■ WHAT TO PRODUCE ■
Filter the records below down to lines containing "screenshot".

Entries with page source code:

(begin)

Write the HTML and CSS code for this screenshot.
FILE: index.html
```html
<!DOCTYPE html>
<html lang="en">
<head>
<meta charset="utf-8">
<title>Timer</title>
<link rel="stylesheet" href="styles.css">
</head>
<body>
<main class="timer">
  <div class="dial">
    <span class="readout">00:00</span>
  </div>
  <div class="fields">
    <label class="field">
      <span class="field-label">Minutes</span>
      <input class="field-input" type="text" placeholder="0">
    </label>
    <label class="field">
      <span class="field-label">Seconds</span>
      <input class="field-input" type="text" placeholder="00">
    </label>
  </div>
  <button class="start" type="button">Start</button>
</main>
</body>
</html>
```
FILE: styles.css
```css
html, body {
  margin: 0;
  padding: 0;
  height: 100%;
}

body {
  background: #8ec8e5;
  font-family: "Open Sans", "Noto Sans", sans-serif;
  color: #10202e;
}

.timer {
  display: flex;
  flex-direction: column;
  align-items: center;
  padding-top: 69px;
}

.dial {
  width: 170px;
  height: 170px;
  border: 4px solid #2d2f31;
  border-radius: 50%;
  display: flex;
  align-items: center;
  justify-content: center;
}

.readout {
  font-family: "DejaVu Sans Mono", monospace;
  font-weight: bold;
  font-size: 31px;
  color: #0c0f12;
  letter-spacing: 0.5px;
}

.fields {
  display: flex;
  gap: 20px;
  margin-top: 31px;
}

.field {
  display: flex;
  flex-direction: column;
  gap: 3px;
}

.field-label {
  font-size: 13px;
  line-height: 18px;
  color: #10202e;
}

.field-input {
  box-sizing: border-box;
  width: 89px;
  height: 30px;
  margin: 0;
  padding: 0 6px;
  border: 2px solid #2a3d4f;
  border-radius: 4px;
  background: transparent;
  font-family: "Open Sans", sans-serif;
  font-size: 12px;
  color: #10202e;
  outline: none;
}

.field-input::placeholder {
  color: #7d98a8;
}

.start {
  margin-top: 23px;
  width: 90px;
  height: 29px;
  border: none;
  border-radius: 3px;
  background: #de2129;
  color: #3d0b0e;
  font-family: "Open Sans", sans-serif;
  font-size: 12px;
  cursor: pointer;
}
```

(end)
(begin)

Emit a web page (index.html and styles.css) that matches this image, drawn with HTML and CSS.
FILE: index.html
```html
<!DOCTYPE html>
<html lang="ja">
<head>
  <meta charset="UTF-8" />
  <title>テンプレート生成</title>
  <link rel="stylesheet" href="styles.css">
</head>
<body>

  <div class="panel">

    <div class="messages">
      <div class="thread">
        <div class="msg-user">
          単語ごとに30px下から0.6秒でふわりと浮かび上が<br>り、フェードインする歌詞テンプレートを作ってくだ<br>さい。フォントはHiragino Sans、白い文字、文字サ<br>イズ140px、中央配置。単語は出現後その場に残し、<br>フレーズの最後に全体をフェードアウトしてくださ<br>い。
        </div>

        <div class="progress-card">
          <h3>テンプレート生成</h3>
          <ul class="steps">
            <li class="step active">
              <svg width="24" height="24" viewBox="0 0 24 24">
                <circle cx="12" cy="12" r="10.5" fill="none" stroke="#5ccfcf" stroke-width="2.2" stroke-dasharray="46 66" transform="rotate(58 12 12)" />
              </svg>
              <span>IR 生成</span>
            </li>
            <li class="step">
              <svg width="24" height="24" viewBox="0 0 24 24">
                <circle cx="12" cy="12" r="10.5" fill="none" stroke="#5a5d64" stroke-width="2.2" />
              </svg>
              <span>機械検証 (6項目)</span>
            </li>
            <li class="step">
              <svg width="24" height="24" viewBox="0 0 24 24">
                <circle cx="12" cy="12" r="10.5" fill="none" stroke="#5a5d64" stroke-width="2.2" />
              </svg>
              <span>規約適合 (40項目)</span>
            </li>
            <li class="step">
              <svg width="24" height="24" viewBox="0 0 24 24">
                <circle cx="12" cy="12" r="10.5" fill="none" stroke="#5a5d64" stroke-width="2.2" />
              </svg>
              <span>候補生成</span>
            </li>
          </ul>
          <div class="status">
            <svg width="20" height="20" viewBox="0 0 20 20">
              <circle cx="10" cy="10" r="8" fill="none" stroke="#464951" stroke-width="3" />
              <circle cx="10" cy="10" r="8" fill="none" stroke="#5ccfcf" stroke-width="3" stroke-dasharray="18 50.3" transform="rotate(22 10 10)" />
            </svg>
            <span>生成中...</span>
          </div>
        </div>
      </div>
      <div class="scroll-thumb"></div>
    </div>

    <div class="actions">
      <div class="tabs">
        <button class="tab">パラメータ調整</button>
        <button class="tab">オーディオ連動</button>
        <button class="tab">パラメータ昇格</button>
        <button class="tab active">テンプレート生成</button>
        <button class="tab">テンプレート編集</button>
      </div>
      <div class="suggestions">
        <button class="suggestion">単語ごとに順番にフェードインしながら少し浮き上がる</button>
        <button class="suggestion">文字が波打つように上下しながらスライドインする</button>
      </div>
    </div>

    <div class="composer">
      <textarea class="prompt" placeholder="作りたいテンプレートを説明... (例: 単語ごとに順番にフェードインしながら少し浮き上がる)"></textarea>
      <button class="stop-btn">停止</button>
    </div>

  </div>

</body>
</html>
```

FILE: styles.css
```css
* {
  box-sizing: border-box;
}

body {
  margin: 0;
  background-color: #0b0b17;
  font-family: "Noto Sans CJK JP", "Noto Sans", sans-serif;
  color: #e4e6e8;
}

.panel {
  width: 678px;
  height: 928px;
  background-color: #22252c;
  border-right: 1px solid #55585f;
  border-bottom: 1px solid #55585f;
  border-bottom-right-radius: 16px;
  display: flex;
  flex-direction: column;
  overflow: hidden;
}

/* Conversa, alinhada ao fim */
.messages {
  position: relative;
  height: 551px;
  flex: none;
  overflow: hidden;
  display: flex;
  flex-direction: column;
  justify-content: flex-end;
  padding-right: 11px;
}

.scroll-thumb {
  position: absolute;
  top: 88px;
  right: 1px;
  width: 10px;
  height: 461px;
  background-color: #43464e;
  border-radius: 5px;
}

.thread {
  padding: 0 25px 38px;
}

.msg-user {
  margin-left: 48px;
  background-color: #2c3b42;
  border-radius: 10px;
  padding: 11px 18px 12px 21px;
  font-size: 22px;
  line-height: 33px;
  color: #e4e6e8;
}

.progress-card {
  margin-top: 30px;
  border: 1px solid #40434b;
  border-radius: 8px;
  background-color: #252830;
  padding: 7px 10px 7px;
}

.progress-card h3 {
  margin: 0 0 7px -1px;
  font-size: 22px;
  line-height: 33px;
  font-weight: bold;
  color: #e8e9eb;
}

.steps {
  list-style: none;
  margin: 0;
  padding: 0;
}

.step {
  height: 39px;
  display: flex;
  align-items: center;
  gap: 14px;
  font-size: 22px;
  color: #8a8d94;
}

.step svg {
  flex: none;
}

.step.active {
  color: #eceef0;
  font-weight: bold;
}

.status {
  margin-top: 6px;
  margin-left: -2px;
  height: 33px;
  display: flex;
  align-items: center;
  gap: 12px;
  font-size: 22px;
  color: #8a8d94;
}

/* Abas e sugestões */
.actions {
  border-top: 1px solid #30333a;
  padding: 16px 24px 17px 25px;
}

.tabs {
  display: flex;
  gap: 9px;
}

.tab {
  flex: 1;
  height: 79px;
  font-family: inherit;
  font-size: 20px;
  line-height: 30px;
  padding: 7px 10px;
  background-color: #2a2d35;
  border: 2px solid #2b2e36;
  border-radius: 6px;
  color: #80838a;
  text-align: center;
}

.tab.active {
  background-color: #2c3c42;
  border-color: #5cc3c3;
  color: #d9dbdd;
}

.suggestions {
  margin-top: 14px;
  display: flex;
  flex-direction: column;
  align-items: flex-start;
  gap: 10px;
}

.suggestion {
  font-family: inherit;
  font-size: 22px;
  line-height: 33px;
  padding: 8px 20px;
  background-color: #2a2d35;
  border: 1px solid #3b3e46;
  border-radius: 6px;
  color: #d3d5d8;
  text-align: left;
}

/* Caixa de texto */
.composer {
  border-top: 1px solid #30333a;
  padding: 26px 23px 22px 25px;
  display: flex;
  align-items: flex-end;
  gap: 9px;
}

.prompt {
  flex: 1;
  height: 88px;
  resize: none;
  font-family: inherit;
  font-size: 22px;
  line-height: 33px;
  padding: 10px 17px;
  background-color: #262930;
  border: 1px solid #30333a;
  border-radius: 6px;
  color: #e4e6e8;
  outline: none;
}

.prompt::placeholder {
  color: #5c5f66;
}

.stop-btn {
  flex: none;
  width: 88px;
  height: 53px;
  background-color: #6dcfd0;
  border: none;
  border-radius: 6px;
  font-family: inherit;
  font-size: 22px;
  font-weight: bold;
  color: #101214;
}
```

(end)
(begin)

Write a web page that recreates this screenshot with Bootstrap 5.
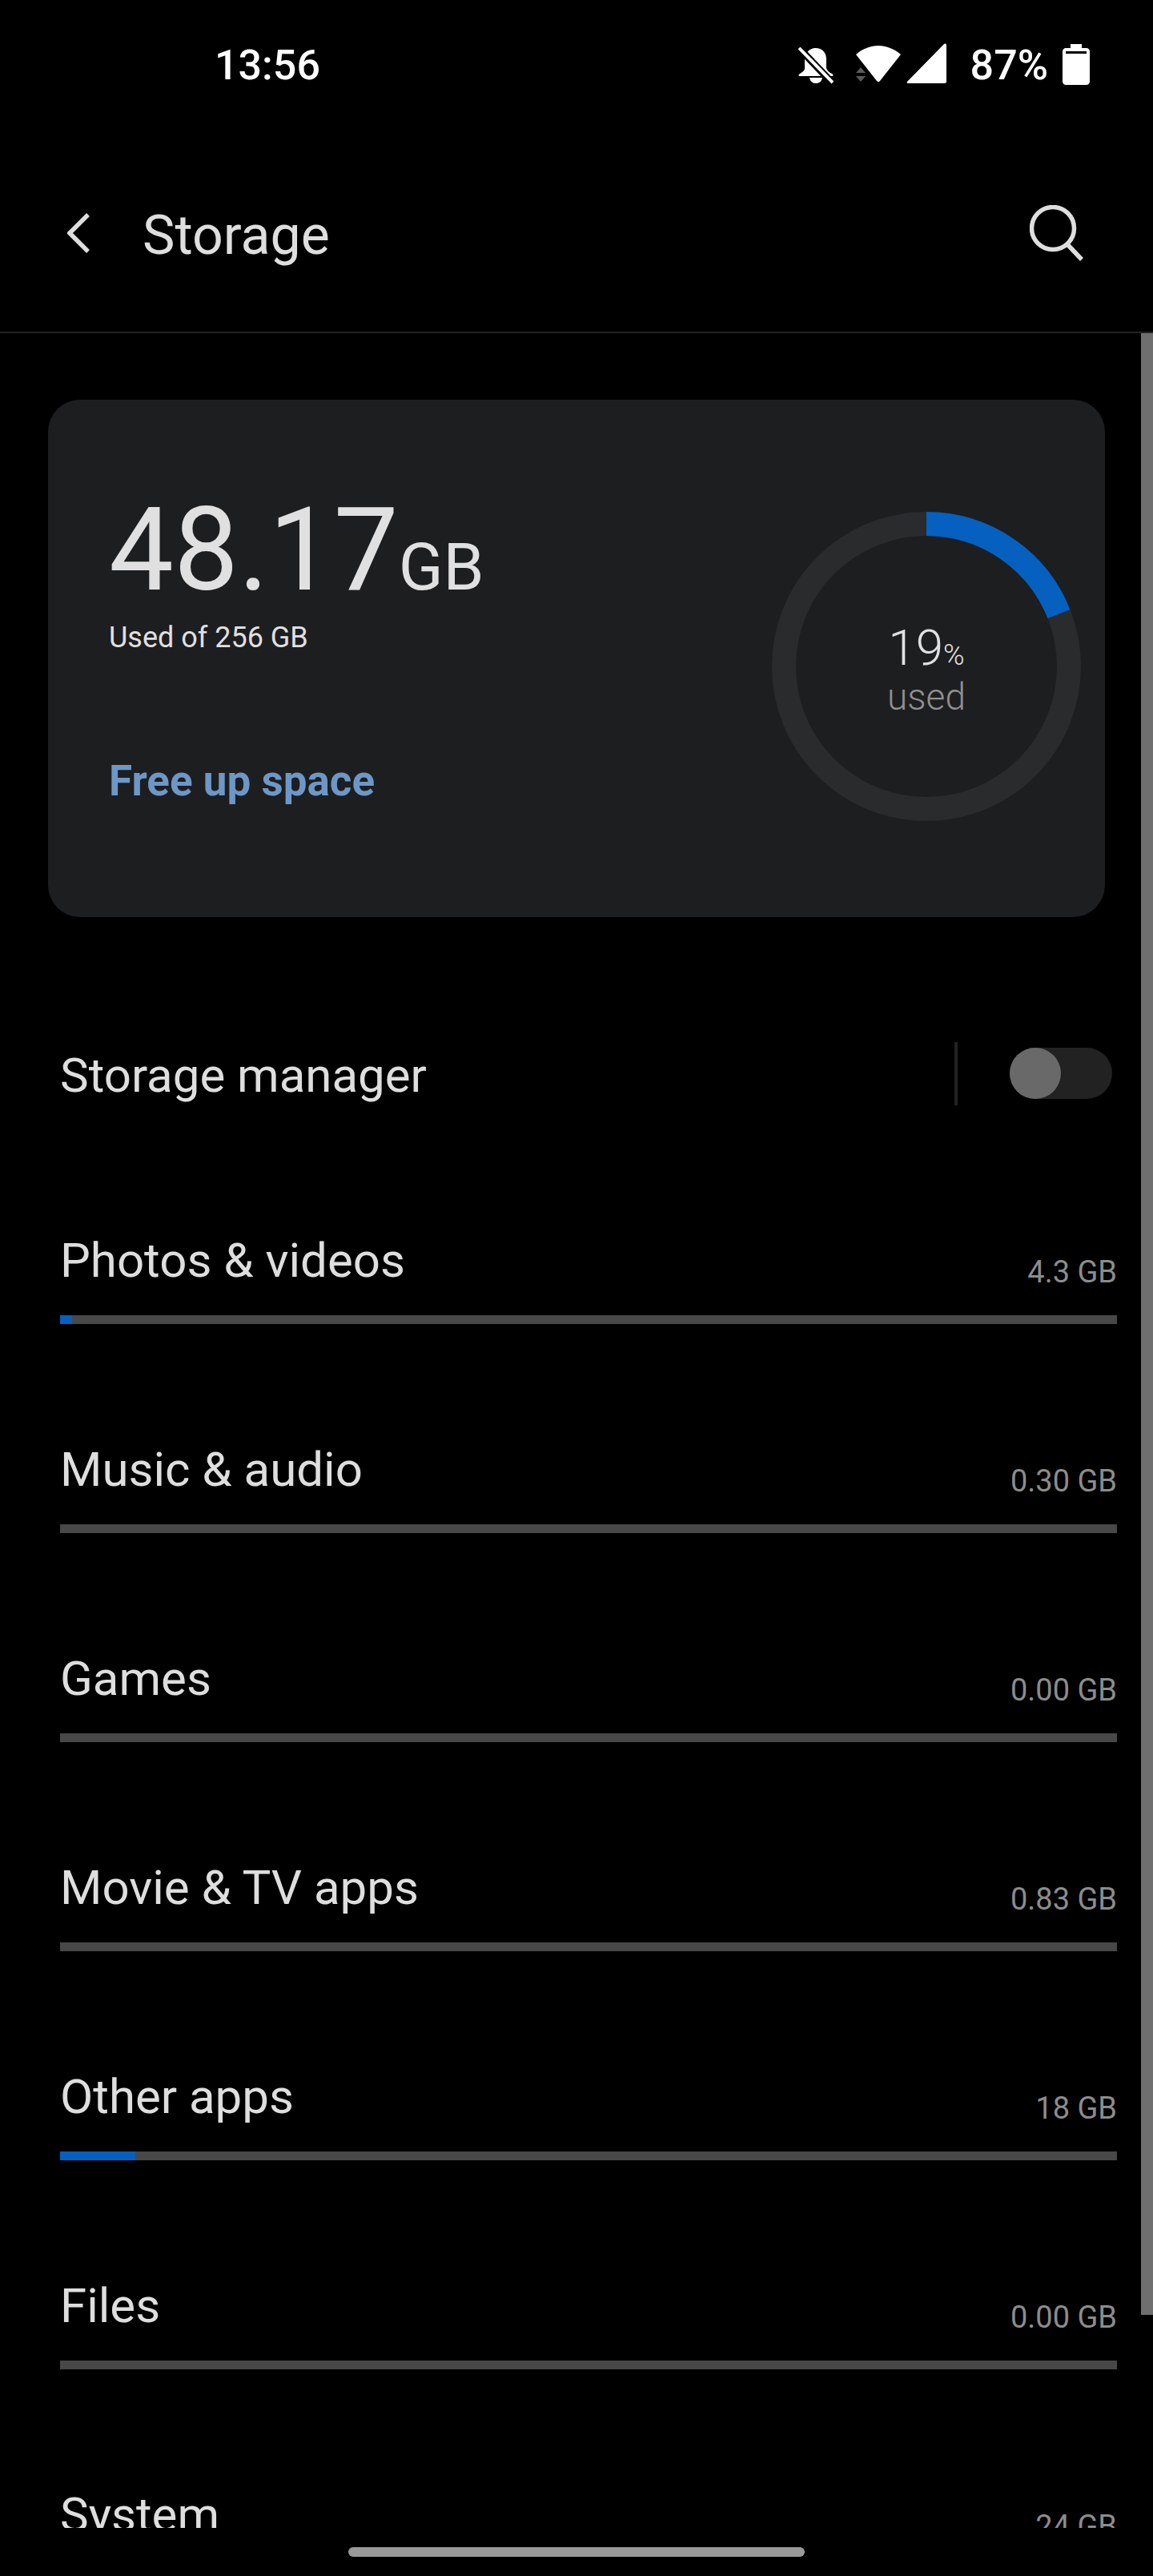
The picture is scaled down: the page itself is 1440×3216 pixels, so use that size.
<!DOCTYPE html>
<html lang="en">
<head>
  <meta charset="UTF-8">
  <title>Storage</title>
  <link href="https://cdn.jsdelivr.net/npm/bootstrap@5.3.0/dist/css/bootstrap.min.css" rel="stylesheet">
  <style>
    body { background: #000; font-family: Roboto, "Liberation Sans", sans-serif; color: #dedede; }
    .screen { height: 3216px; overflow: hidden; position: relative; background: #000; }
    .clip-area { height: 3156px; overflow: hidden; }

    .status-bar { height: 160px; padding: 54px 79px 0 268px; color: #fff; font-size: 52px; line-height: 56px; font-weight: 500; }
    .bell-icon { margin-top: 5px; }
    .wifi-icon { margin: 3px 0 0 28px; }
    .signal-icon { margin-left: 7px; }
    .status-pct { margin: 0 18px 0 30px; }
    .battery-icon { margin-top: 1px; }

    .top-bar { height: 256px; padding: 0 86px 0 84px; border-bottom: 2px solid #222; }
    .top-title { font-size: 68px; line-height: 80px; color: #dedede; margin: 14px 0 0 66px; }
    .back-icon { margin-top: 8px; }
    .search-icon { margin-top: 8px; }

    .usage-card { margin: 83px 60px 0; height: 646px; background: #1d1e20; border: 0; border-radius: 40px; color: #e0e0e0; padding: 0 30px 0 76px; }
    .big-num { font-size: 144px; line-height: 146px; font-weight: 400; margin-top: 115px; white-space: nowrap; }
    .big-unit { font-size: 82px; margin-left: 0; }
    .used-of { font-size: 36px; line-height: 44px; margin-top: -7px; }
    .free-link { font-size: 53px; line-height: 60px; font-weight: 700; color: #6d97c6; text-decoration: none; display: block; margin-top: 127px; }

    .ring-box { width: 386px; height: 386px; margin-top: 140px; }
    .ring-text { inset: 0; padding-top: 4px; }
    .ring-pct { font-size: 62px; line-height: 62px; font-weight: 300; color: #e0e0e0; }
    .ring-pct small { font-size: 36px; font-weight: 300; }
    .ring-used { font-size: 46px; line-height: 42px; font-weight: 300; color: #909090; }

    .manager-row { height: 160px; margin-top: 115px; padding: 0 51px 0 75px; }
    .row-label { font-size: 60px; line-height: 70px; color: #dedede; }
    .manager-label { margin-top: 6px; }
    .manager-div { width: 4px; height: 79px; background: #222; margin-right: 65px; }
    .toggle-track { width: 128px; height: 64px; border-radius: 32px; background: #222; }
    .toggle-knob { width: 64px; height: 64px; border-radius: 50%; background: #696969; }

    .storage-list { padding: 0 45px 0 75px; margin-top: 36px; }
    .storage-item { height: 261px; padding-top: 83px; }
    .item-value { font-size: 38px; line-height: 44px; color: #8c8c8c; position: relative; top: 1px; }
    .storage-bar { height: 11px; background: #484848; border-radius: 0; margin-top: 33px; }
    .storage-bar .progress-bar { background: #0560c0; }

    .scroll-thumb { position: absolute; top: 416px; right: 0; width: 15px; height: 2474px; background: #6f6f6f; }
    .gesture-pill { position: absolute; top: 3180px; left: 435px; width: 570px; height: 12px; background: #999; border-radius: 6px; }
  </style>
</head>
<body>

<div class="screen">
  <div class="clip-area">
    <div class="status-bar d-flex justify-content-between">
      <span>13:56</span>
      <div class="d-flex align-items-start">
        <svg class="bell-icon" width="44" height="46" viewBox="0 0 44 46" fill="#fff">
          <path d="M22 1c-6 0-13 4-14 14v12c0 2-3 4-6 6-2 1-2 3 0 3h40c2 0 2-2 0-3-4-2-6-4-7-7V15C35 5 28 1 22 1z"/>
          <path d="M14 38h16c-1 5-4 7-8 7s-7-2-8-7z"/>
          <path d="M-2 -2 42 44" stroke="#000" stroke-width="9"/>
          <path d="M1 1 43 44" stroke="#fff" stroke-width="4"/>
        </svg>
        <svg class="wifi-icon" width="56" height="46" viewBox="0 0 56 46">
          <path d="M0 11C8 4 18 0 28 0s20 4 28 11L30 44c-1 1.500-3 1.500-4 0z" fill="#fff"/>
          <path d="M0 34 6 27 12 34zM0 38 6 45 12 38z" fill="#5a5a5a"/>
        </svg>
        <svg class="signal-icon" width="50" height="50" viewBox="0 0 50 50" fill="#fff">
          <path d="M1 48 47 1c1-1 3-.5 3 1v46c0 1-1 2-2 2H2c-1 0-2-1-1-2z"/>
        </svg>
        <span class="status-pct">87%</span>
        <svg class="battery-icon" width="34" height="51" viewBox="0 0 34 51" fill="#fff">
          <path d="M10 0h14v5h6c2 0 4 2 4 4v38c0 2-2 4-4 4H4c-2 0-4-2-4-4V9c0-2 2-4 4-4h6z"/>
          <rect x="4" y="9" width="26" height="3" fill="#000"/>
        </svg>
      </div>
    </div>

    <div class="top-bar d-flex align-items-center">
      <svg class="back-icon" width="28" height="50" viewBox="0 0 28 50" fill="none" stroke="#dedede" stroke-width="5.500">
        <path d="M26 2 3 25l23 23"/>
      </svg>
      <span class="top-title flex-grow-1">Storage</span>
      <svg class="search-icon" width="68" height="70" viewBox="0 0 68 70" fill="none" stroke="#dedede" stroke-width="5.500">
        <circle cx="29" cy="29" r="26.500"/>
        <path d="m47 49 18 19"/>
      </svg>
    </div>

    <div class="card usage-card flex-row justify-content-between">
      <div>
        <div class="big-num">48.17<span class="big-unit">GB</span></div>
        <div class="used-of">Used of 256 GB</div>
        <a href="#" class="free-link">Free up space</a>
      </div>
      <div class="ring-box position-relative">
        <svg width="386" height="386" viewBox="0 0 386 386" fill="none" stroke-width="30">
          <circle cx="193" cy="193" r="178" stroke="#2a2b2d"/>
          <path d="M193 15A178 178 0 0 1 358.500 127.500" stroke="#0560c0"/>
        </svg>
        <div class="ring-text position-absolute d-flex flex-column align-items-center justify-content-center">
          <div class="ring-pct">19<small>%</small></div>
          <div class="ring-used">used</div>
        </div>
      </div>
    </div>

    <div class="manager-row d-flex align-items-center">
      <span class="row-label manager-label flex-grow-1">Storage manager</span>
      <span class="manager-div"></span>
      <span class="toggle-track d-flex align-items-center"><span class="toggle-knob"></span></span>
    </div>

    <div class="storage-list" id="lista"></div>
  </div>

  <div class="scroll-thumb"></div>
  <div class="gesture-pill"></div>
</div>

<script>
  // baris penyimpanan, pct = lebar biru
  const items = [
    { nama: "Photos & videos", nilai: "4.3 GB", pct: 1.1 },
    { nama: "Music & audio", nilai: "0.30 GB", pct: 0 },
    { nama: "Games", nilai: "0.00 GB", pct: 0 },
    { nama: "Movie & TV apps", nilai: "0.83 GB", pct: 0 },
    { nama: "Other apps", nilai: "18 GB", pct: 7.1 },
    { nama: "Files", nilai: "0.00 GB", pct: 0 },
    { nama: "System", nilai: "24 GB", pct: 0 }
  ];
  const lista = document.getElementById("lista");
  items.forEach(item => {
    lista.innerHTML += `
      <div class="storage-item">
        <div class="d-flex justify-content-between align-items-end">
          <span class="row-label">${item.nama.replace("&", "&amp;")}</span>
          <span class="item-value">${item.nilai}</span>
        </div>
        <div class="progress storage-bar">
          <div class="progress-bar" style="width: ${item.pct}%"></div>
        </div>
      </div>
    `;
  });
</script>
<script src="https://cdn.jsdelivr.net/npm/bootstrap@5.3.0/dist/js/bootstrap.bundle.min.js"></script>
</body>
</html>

(end)

■ CORRECT ANSWER ■
Write the HTML and CSS code for this screenshot.
Write a web page that recreates this screenshot with Bootstrap 5.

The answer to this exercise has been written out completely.